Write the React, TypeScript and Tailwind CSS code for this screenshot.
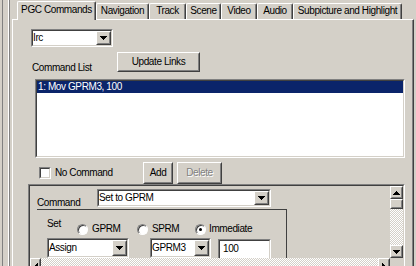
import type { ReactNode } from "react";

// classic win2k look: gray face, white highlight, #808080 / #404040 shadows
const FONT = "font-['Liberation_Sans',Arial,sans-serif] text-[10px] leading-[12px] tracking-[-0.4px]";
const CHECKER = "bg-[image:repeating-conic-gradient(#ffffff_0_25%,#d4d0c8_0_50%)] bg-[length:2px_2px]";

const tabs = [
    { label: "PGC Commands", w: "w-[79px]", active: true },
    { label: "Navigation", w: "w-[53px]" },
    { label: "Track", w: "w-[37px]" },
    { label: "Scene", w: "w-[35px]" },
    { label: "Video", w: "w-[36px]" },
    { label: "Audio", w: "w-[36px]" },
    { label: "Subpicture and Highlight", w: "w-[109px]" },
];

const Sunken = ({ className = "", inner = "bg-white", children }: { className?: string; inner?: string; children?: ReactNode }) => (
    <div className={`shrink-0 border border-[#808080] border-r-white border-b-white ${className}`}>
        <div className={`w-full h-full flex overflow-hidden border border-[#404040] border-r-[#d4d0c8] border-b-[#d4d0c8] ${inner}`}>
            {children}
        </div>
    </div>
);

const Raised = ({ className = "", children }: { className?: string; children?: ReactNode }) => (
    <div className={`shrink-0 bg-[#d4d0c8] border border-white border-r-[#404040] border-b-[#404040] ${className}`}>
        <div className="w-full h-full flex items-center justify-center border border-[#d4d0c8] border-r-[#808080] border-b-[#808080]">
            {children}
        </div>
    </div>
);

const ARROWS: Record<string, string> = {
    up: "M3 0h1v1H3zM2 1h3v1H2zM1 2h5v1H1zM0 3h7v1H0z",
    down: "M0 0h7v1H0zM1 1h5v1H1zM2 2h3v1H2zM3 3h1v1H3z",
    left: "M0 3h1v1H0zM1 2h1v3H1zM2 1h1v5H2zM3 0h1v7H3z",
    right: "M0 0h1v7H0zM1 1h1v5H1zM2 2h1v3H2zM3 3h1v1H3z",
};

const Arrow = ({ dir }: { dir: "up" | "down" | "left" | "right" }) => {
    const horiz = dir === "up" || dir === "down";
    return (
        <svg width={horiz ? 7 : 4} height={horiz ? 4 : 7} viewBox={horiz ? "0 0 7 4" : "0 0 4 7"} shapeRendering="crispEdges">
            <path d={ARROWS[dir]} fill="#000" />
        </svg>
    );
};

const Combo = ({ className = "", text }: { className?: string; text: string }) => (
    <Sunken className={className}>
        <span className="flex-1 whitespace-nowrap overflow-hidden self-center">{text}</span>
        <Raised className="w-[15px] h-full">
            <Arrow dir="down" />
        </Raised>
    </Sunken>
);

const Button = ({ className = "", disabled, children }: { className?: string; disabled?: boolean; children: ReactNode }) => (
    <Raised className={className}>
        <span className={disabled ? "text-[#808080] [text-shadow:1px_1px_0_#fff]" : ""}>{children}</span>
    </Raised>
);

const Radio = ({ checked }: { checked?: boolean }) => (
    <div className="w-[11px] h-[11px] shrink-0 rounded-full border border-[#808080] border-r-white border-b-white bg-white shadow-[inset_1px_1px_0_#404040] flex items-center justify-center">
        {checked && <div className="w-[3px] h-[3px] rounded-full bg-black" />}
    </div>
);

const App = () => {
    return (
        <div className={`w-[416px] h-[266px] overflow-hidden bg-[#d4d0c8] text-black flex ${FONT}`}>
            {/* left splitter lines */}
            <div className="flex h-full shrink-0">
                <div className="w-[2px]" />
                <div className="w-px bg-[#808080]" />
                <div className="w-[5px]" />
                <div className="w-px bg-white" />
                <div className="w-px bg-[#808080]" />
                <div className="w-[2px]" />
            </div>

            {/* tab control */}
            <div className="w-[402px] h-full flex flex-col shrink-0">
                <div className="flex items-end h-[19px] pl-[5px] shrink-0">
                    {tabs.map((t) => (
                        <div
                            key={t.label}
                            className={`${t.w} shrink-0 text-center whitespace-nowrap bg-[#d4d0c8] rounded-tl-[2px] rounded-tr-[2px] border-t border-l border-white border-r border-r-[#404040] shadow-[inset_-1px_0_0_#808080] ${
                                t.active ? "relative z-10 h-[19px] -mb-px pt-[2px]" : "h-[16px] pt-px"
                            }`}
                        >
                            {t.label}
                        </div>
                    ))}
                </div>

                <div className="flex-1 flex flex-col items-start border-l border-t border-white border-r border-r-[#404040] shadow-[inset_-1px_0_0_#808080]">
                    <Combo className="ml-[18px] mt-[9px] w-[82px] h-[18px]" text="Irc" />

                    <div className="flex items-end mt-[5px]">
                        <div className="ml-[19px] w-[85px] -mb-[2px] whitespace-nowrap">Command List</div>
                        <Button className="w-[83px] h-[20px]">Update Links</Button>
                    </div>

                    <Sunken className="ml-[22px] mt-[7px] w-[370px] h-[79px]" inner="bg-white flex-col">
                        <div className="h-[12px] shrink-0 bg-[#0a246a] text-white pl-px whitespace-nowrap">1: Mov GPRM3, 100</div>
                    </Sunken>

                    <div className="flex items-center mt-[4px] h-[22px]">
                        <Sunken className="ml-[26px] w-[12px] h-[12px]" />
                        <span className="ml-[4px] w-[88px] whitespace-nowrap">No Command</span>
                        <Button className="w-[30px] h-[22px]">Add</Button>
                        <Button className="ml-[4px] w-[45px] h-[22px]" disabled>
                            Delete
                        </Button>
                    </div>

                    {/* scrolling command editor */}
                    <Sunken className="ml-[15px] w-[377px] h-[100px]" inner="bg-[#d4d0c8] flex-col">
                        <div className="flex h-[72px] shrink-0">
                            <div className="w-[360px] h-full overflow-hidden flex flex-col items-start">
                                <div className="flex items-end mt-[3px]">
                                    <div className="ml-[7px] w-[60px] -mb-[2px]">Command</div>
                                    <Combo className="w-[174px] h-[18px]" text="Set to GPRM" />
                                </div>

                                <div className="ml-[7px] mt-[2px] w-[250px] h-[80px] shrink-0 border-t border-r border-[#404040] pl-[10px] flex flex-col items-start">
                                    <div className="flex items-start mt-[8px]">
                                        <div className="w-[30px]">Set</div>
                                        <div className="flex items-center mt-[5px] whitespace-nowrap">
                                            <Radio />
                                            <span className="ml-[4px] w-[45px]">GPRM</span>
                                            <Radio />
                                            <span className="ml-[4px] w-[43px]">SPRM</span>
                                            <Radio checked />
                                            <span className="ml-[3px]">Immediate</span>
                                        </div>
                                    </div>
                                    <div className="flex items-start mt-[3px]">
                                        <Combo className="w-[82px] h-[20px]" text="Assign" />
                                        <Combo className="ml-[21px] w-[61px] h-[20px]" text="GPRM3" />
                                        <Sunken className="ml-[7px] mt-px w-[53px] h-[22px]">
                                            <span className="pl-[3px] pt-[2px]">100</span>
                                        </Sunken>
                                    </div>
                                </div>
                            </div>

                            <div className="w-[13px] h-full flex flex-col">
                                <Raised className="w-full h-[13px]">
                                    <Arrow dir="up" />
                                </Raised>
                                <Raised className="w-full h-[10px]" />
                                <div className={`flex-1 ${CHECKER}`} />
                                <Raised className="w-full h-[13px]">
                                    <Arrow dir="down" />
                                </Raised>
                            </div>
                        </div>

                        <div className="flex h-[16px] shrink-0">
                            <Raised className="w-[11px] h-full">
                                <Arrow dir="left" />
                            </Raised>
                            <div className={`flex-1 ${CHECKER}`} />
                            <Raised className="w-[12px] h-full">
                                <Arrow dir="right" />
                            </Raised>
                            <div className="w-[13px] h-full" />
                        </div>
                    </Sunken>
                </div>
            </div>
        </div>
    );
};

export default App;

• • • •

Copy the material exactly. Do not include the pictures.

→ Reply
Write the React, TypeScript and Tailwind CSS code for this screenshot.
import type { ReactNode } from "react";

// classic win2k look: gray face, white highlight, #808080 / #404040 shadows
const FONT = "font-['Liberation_Sans',Arial,sans-serif] text-[10px] leading-[12px] tracking-[-0.4px]";
const CHECKER = "bg-[image:repeating-conic-gradient(#ffffff_0_25%,#d4d0c8_0_50%)] bg-[length:2px_2px]";

const tabs = [
    { label: "PGC Commands", w: "w-[79px]", active: true },
    { label: "Navigation", w: "w-[53px]" },
    { label: "Track", w: "w-[37px]" },
    { label: "Scene", w: "w-[35px]" },
    { label: "Video", w: "w-[36px]" },
    { label: "Audio", w: "w-[36px]" },
    { label: "Subpicture and Highlight", w: "w-[109px]" },
];

const Sunken = ({ className = "", inner = "bg-white", children }: { className?: string; inner?: string; children?: ReactNode }) => (
    <div className={`shrink-0 border border-[#808080] border-r-white border-b-white ${className}`}>
        <div className={`w-full h-full flex overflow-hidden border border-[#404040] border-r-[#d4d0c8] border-b-[#d4d0c8] ${inner}`}>
            {children}
        </div>
    </div>
);

const Raised = ({ className = "", children }: { className?: string; children?: ReactNode }) => (
    <div className={`shrink-0 bg-[#d4d0c8] border border-white border-r-[#404040] border-b-[#404040] ${className}`}>
        <div className="w-full h-full flex items-center justify-center border border-[#d4d0c8] border-r-[#808080] border-b-[#808080]">
            {children}
        </div>
    </div>
);

const ARROWS: Record<string, string> = {
    up: "M3 0h1v1H3zM2 1h3v1H2zM1 2h5v1H1zM0 3h7v1H0z",
    down: "M0 0h7v1H0zM1 1h5v1H1zM2 2h3v1H2zM3 3h1v1H3z",
    left: "M0 3h1v1H0zM1 2h1v3H1zM2 1h1v5H2zM3 0h1v7H3z",
    right: "M0 0h1v7H0zM1 1h1v5H1zM2 2h1v3H2zM3 3h1v1H3z",
};

const Arrow = ({ dir }: { dir: "up" | "down" | "left" | "right" }) => {
    const horiz = dir === "up" || dir === "down";
    return (
        <svg width={horiz ? 7 : 4} height={horiz ? 4 : 7} viewBox={horiz ? "0 0 7 4" : "0 0 4 7"} shapeRendering="crispEdges">
            <path d={ARROWS[dir]} fill="#000" />
        </svg>
    );
};

const Combo = ({ className = "", text }: { className?: string; text: string }) => (
    <Sunken className={className}>
        <span className="flex-1 whitespace-nowrap overflow-hidden self-center">{text}</span>
        <Raised className="w-[15px] h-full">
            <Arrow dir="down" />
        </Raised>
    </Sunken>
);

const Button = ({ className = "", disabled, children }: { className?: string; disabled?: boolean; children: ReactNode }) => (
    <Raised className={className}>
        <span className={disabled ? "text-[#808080] [text-shadow:1px_1px_0_#fff]" : ""}>{children}</span>
    </Raised>
);

const Radio = ({ checked }: { checked?: boolean }) => (
    <div className="w-[11px] h-[11px] shrink-0 rounded-full border border-[#808080] border-r-white border-b-white bg-white shadow-[inset_1px_1px_0_#404040] flex items-center justify-center">
        {checked && <div className="w-[3px] h-[3px] rounded-full bg-black" />}
    </div>
);

const App = () => {
    return (
        <div className={`w-[416px] h-[266px] overflow-hidden bg-[#d4d0c8] text-black flex ${FONT}`}>
            {/* left splitter lines */}
            <div className="flex h-full shrink-0">
                <div className="w-[2px]" />
                <div className="w-px bg-[#808080]" />
                <div className="w-[5px]" />
                <div className="w-px bg-white" />
                <div className="w-px bg-[#808080]" />
                <div className="w-[2px]" />
            </div>

            {/* tab control */}
            <div className="w-[402px] h-full flex flex-col shrink-0">
                <div className="flex items-end h-[19px] pl-[5px] shrink-0">
                    {tabs.map((t) => (
                        <div
                            key={t.label}
                            className={`${t.w} shrink-0 text-center whitespace-nowrap bg-[#d4d0c8] rounded-tl-[2px] rounded-tr-[2px] border-t border-l border-white border-r border-r-[#404040] shadow-[inset_-1px_0_0_#808080] ${
                                t.active ? "relative z-10 h-[19px] -mb-px pt-[2px]" : "h-[16px] pt-px"
                            }`}
                        >
                            {t.label}
                        </div>
                    ))}
                </div>

                <div className="flex-1 flex flex-col items-start border-l border-t border-white border-r border-r-[#404040] shadow-[inset_-1px_0_0_#808080]">
                    <Combo className="ml-[18px] mt-[9px] w-[82px] h-[18px]" text="Irc" />

                    <div className="flex items-end mt-[5px]">
                        <div className="ml-[19px] w-[85px] -mb-[2px] whitespace-nowrap">Command List</div>
                        <Button className="w-[83px] h-[20px]">Update Links</Button>
                    </div>

                    <Sunken className="ml-[22px] mt-[7px] w-[370px] h-[79px]" inner="bg-white flex-col">
                        <div className="h-[12px] shrink-0 bg-[#0a246a] text-white pl-px whitespace-nowrap">1: Mov GPRM3, 100</div>
                    </Sunken>

                    <div className="flex items-center mt-[4px] h-[22px]">
                        <Sunken className="ml-[26px] w-[12px] h-[12px]" />
                        <span className="ml-[4px] w-[88px] whitespace-nowrap">No Command</span>
                        <Button className="w-[30px] h-[22px]">Add</Button>
                        <Button className="ml-[4px] w-[45px] h-[22px]" disabled>
                            Delete
                        </Button>
                    </div>

                    {/* scrolling command editor */}
                    <Sunken className="ml-[15px] w-[377px] h-[100px]" inner="bg-[#d4d0c8] flex-col">
                        <div className="flex h-[72px] shrink-0">
                            <div className="w-[360px] h-full overflow-hidden flex flex-col items-start">
                                <div className="flex items-end mt-[3px]">
                                    <div className="ml-[7px] w-[60px] -mb-[2px]">Command</div>
                                    <Combo className="w-[174px] h-[18px]" text="Set to GPRM" />
                                </div>

                                <div className="ml-[7px] mt-[2px] w-[250px] h-[80px] shrink-0 border-t border-r border-[#404040] pl-[10px] flex flex-col items-start">
                                    <div className="flex items-start mt-[8px]">
                                        <div className="w-[30px]">Set</div>
                                        <div className="flex items-center mt-[5px] whitespace-nowrap">
                                            <Radio />
                                            <span className="ml-[4px] w-[45px]">GPRM</span>
                                            <Radio />
                                            <span className="ml-[4px] w-[43px]">SPRM</span>
                                            <Radio checked />
                                            <span className="ml-[3px]">Immediate</span>
                                        </div>
                                    </div>
                                    <div className="flex items-start mt-[3px]">
                                        <Combo className="w-[82px] h-[20px]" text="Assign" />
                                        <Combo className="ml-[21px] w-[61px] h-[20px]" text="GPRM3" />
                                        <Sunken className="ml-[7px] mt-px w-[53px] h-[22px]">
                                            <span className="pl-[3px] pt-[2px]">100</span>
                                        </Sunken>
                                    </div>
                                </div>
                            </div>

                            <div className="w-[13px] h-full flex flex-col">
                                <Raised className="w-full h-[13px]">
                                    <Arrow dir="up" />
                                </Raised>
                                <Raised className="w-full h-[10px]" />
                                <div className={`flex-1 ${CHECKER}`} />
                                <Raised className="w-full h-[13px]">
                                    <Arrow dir="down" />
                                </Raised>
                            </div>
                        </div>

                        <div className="flex h-[16px] shrink-0">
                            <Raised className="w-[11px] h-full">
                                <Arrow dir="left" />
                            </Raised>
                            <div className={`flex-1 ${CHECKER}`} />
                            <Raised className="w-[12px] h-full">
                                <Arrow dir="right" />
                            </Raised>
                            <div className="w-[13px] h-full" />
                        </div>
                    </Sunken>
                </div>
            </div>
        </div>
    );
};

export default App;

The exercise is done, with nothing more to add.